All of this self-examination started when I was lying in bed one night after a particularly heart-warming chat with Louis, and the thought slipped into my mind, ‘I rely so heavily on these night-time snuggles to connect with Louis, what are we going to do when we don’t have them anymore?’ quickly followed by, ‘WTF??!!’ and ‘I wonder if he’s relying on them too? I wonder if he would like more connection throughout the day, but it’s unavailable to him? I wonder if these precious moments in the evenings and early mornings, when he’s kind and caring and funny and empathetic – I wonder if they’re a direct result of the connection we share by co-sleeping. I wonder if some of the argumentative, mean, violent behaviour we deal with during the day is because he isn’t connected to me? Because I’m not there? Because I’m not engaged with him????’ And I had a Slap My Face moment, with myself. Really, Trudy, it’s taken you how long? Sometimes I am sooooooo dense.
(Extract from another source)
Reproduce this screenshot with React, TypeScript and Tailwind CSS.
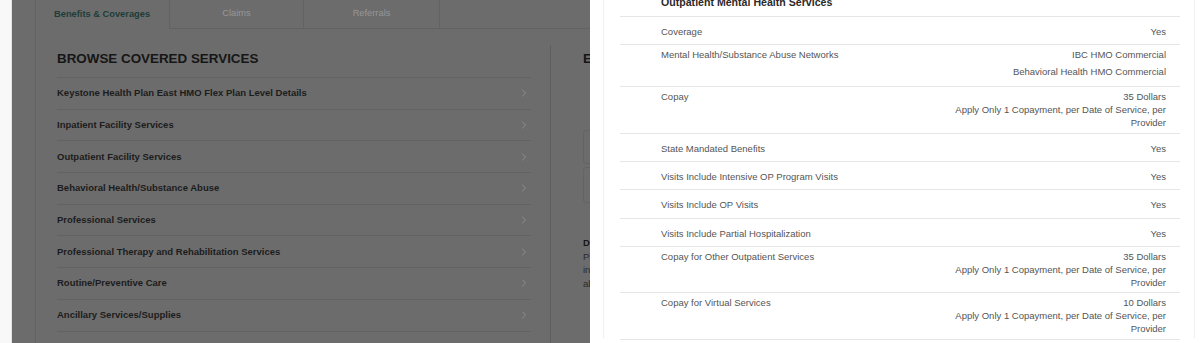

I have always been unable to see myself playing with trains, or role-playing, or playing with lego, or rough-and-tumbling. I have always looked at (or read about) people doing this and thought, that is not for me. It is this part of me that grasped onto that family-led TCC philosophy and ran with it. But, I think what is missing from this family-led real-life scenario in this day and age and culture is, as always, tribe. A tribe would mean that if I was doing something that meant that Louis couldn’t connect with me, there would be countless aunties or grandmothers who would be available. It would mean that if I did chose to put my chore to one side and connect with my son, there would be someone else to pick up where I left off and finish the chore. Tribe would mean that I wouldn’t have such a need to cordon off “space for me” because my cup would be getting filled by my people all around me, by not being over-worked and sleep-deprived, by having an intact continuum myself, so my Joy and Shine were apparent in my everyday. This HUGE part of TCC is missing, and I didn’t think about that, I thought only of how much I disliked playing. BUT, for whom am I doing this? For my kids. For my kids. So that they might grow with the knowledge of who they are firm within them, so they might know joy in being themselves, so they might shine their light unmitigated on their journey and in their world.
So, I am in the phase of that yoga pose where I am exhaling and discovering I can go further. And am discovering how far I can go, and what that feels like, and what the flow on effects are from stretching myself just that bit more. I am experimenting with what it feels like to play, what it feels like to open myself up to engage whenever Louis needs it, what it costs me to do this, and how it feels to let those boundaries dissipate.

I am in the part of the yoga pose when I know I have not reached the edge of my capacity; and the possibilities are stretching with me.